Ahçıbaşı Yanık şöyle konuştu:
“Avrupa Birliği'ne et ve et ürünleri girmesi yasak olduğu için genelde kuru erzak ile kahvaltılık ürünler getirdik. Bu da hemen hemen 1,5, 2 ton civarı malzeme ediyor. Peynirlerimizi Almanya'dan aldık. Burada pirinç yok. Burada ya rizotto vardır, ya çilav vardır. Burada baldo pirinç, hakiki Tosya pirinci bulmanın imkanı yok. Onun için aşağı, yukarı 300 kilo civarı pirinç getirdik. 270, 280 kilo peyniri Almanya'dan aldık. Bu tek çeşit peynir değil. 6 çeşit peynir veriyoruz biz normal sabah kahvaltısında. Ezine'sinden tutun, Trakya'sına, tulum peynirine, eski kaşarına kadar. Hatta eski kaşarı Kars'tan getirttik. Ayrıca tatlımızı kendimiz getirdik.”
-TEK EKSİK KAYMAK-
Mustafa Yanık, burada kuş sütü, kuru üzüm dahil her şeyin olduğunu, ancak bir tek kaymak getirmediklerini ifade ederek, “Bizim İstanbul'daki herhangi bir 5 yıldızlı otelde çıkan kahvaltıdan hiçbir eksiğimiz yok. Sadece, kaymak yok. Niye kaymak yok?. Bozulma süresi kısa olduğu için burada da istediğimiz kalitede bizim zevkimize uygun kaymak bulamadığımız için yok. Daha önce İsviçre'ye geldim, İsviçre'nin yağını biliyorum. Yağını bildiğim için yağ getirmedim. Avrupa ülkelerinde her şey kalitelidir, her şey birinci sınıftır” diye konuştu.
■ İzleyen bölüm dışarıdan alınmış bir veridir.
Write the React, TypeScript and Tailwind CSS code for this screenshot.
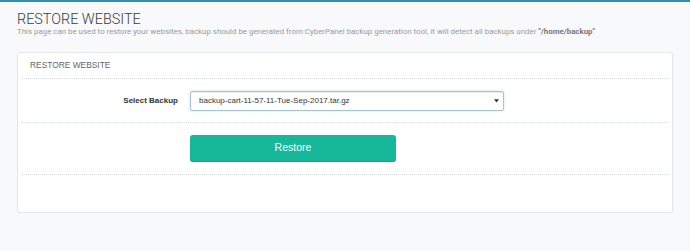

-KURU FASULYE VE MANTIYLA GELEN ŞENLİK-
Ahçıbaşı Mustafa Yanık, en çok sevilen yemeklerin kuru fasulye ve mantı olduğunu vurgulayarak, şunları söyledi:
“Kuru fasulye bizim için 1 numaradır. Yani yemekte kuru fasulye, mantı olduğu zaman, şenlik vardır. 'Ooo kuru fasulye var, mantı var' hesabı olur. Musakkamızı da yaparız. Pek karnıyarığa fırsat bulamadık. Niye derseniz, bunlar bostan patlıcanı, büyük patlıcan olduğu için içerisi çekirdekli oluyor, biz onları ayıklıyoruz, musakka olarak veriyoruz veya başka bir çeşit de yapıyoruz, bir nevi cilvesidir bu işin. Ispanaklı yumurta bayağı ilgi görür. Barbekü vermeye çalışıyoruz genelde, yağsız olduğu için. Her gün ayrı çeşit pilav çıkar. Her gün sabah, öğlen ayrı ayrı çorbalar çıkar.”
-AVUSTURYA İÇİN EN BÜYÜK EKSİK, SÜTLÜ NURİYE TATLISI-
Gerek ahçıbaşı Mustafa Yanık, gerekse yardımcısı Ali Ekber Aksoy,
Ay-Yıldızlı ekibin çeyrek finale çıkacağına öylesine yürekten
inanıyorlar ki, Avusturya için gerekli erzakların listesini bile şimdiden hazırlamış durumdalar.
“Pazartesi günü Avusturya'dayız, bekleriz” diyen Mustafa Yanık, “Malzemeye takviye gerekecek muhakkak. Özellikle kendi hesabım 16'sına kadar en azından şu ilk periyotu atlatalım, ikinci periyotta nasıl olsa Avusturya'da her şeyi buluruz. Tabii malzemenin büyük bir kısmını oradan alacağız. Türkiye'den belki tatlı siparişimiz olabilir. Özellikle sütlü nuriye siparişimiz olabilir. Çünkü elimde 1 tepsi kaldı, son bir tepsi onu veririz. Avusturya, Almanya'ya yakın olduğu için Almanya'dan getirtebiliriz tatlıları” diye konuştu.